Michael Baugh CDBC CPDT-KSA
I am nothing if not fastidious. About mid-month I prepare the following month’s Michael’s Dogs Newsletter. I write two new blog pieces. Sometimes I write one and pull an old one from the archive. Regardless, some time around the 15th to the 20th every month I sit down and put it together. That’s my routine. It’s been that way for more than a decade.
I’ve never missed an issue, not until this past month. We were well into April before I noticed. It’s funny how grief and mourning work.
For more than a decade I’ve written quite literally under the watchful eyes of “Michael’s Dogs.” Stella and Stewie (we used to say their names like it was one long name) were the constant thread in the narrative. They featured in almost every issue, their pictures and their stories.
Stella (13) died last Summer. Stewie (15) died March 16th of this year, right about the time I’d be doing the April newsletter. It wasn’t that I couldn’t write. There was no block, no burden weighing me down. I simply forgot. They were gone. The bowls were picked up. The beds were put away. And, oddly, the newsletter got swept up and put away as well. I’m familiar with mourning – dogs, parents, a sibling. It’s a quirky visitor. You’re okay. You’re not. You forget and of course you can’t. Not ever.
If you’ve worked with me you know I approach cases as if your dog were mine. How would I handle this case if this were my dog? I ask the question every day, not at all lightly. I really am thinking of my dogs. What if Stella had bitten a relative? What if Stewie and she fought? What if this and what if that. They never had those issue. But, they were my inspiration. This is, in fact, how I named the company. Michael’s Dogs, my dogs. My personal relationship with them has always been tied to your personal relationship with your dog. Corny? Yeah. Effective? I think so.

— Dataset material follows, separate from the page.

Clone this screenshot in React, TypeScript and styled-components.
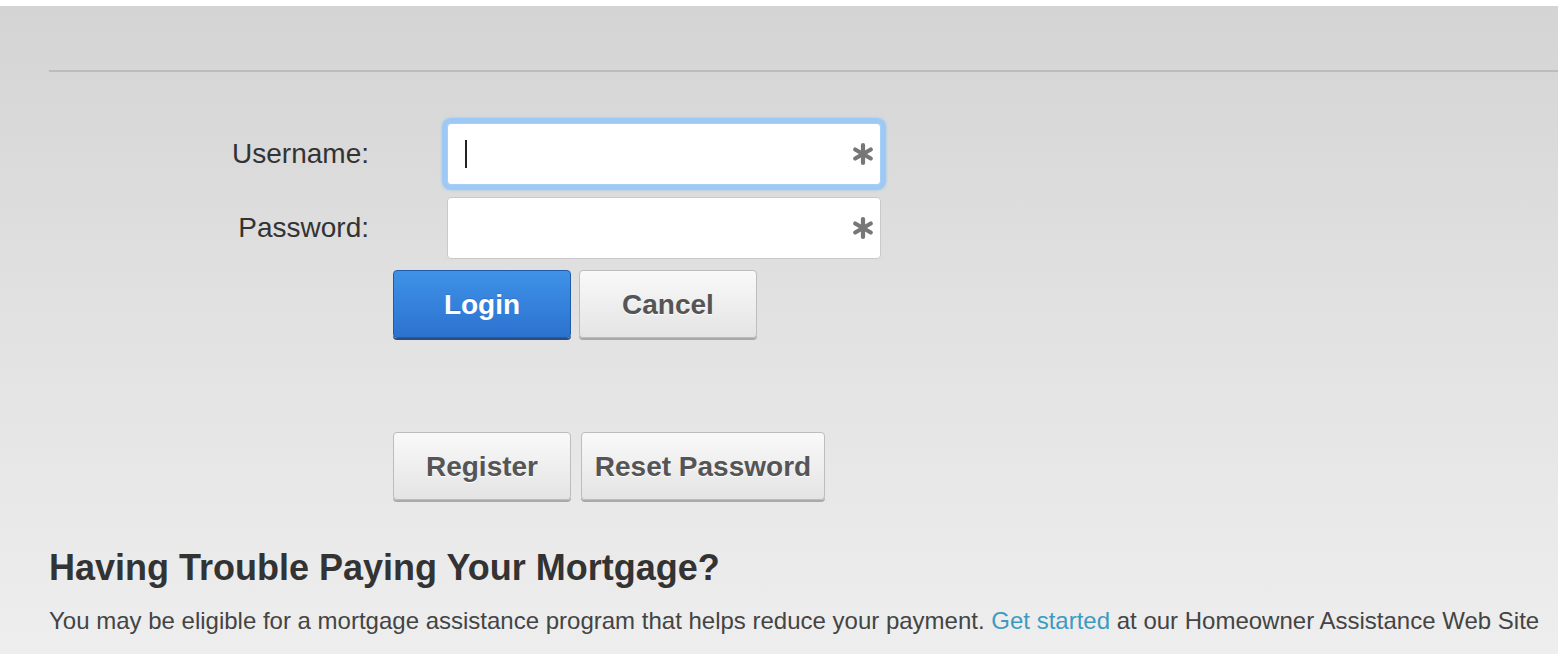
import React from "react";
import styled, { createGlobalStyle, css } from "styled-components";

const Global = createGlobalStyle`
  html, body { margin: 0; padding: 0; }
  body { font-family: "Liberation Sans", Arial, sans-serif; }
  * { box-sizing: border-box; }
`;

const Page = styled.div`
  min-height: 100vh;
  border-top: 6px solid #ffffff;
  background: linear-gradient(180deg, #d4d4d4 0%, #e2e2e2 50%, #eeeeee 100%);
  padding-left: 49px;
  overflow: hidden;
`;

const TopBar = styled.div`
  height: 66px;
  border-bottom: 2px solid #bcbcbc;
`;

const Form = styled.div`
  padding-top: 51px;
  display: flex;
  flex-direction: column;
`;

const FieldRow = styled.div<{ $gap?: number }>`
  display: grid;
  grid-template-columns: 320px 434px;
  column-gap: 78px;
  align-items: center;
  margin-bottom: ${(p) => p.$gap ?? 12}px;
`;

const Label = styled.label`
  text-align: right;
  font-size: 28px;
  color: #333333;
`;

const InputBox = styled.div<{ $focused?: boolean }>`
  position: relative;
  height: 62px;
  background: #ffffff;
  border-radius: 4px;
  border: 1px solid ${(p) => (p.$focused ? "#a6cff5" : "#c9c9c9")};
  ${(p) =>
    p.$focused &&
    css`
      box-shadow: 0 0 0 5px #9ec9f4, 0 0 2px 6px rgba(158, 201, 244, 0.5);
    `}
  display: flex;
  align-items: center;
  padding: 0 14px 0 17px;
`;

const Caret = styled.span`
  width: 2px;
  height: 28px;
  background: #222;
`;

const Required = styled.span`
  position: absolute;
  right: 5px;
  top: 50%;
  transform: translateY(-50%);
  display: flex;
`;

const ButtonRow = styled.div<{ $gap: number; $mb: number }>`
  display: flex;
  gap: ${(p) => p.$gap}px;
  margin-left: 344px;
  margin-bottom: ${(p) => p.$mb}px;
`;

const Button = styled.button<{ $primary?: boolean; $w: number }>`
  width: ${(p) => p.$w}px;
  height: 68px;
  border-radius: 4px;
  font-family: "Liberation Sans", Arial, sans-serif;
  font-weight: bold;
  font-size: 28px;
  cursor: pointer;
  padding: 2px 0 0;
  ${(p) =>
    p.$primary
      ? css`
          color: #ffffff;
          background: linear-gradient(180deg, #3f92e8 0%, #2b72cf 100%);
          border: 1px solid #1f5ba8;
          box-shadow: 0 2px 0 #2a4f7e;
          text-shadow: 0 -1px 0 rgba(0, 0, 0, 0.15);
        `
      : css`
          color: #555555;
          background: linear-gradient(180deg, #f9f9f9 0%, #e4e4e4 100%);
          border: 1px solid #bdbdbd;
          box-shadow: 0 2px 0 #a9a9a9;
          text-shadow: 0 1px 0 #ffffff;
        `}
`;

const Heading = styled.h2`
  margin: 0;
  font-size: 36px;
  font-weight: bold;
  color: #333333;
  line-height: 40px;
`;

const Paragraph = styled.p`
  margin: 18px 0 0;
  font-size: 24px;
  color: #444444;
  line-height: 30px;
  white-space: nowrap;
`;

const Link = styled.a`
  color: #3d9bc2;
  text-decoration: none;
`;

const Asterisk = () => (
  <svg width="24" height="24" viewBox="0 0 24 24">
    <g stroke="#777" strokeWidth="4.2" strokeLinecap="round">
      <line x1="12" y1="3" x2="12" y2="21" />
      <line x1="4.2" y1="7.5" x2="19.8" y2="16.5" />
      <line x1="4.2" y1="16.5" x2="19.8" y2="7.5" />
    </g>
  </svg>
);

export default function App() {
  return (
    <>
      <Global />
      <Page>
        <TopBar />
        <Form>
          <FieldRow>
            <Label>Username:</Label>
            <InputBox $focused>
              <Caret />
              <Required>
                <Asterisk />
              </Required>
            </InputBox>
          </FieldRow>
          <FieldRow $gap={11}>
            <Label>Password:</Label>
            <InputBox>
              <Required>
                <Asterisk />
              </Required>
            </InputBox>
          </FieldRow>
          <ButtonRow $gap={8} $mb={94}>
            <Button $primary $w={178}>Login</Button>
            <Button $w={178}>Cancel</Button>
          </ButtonRow>
          <ButtonRow $gap={10} $mb={48}>
            <Button $w={178}>Register</Button>
            <Button $w={244}>Reset Password</Button>
          </ButtonRow>
          <Heading>Having Trouble Paying Your Mortgage?</Heading>
          <Paragraph>
            You may be eligible for a mortgage assistance program that helps reduce your payment.{" "}
            <Link href="#">Get started</Link> at our Homeowner Assistance Web Site
          </Paragraph>
        </Form>
      </Page>
    </>
  );
}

So. Now what? As I write this (mid month, back on schedule) I do not have an answer. Mourning is a healing process and a process I implicitly trust. It visits fond memories on us and unexpected tears. The research is fairly clear. For uncomplicated mourning the hardest part is the first two months. It softens predictably beyond that. For this and other reasons we have decided on a year without a dog. A full year.
Michael’s Dogs, the actual ones, are legend now. Their legacy is our name, but also the questions I will continue to ask. What if this dog, your dog, was mine? Our lives with dogs are intimate things, deeply personal. Their emotions get hooked in with ours. Their struggles become our struggles. When you need help you should expect no less than my asking these essential questions. What if this was my dog? Stella and Stewie, what if this was you? How would we handle this? How would we help set things right?
Michael Baugh teaches dog training in Houston, TX. He publishes an email news letter every month (except that one time).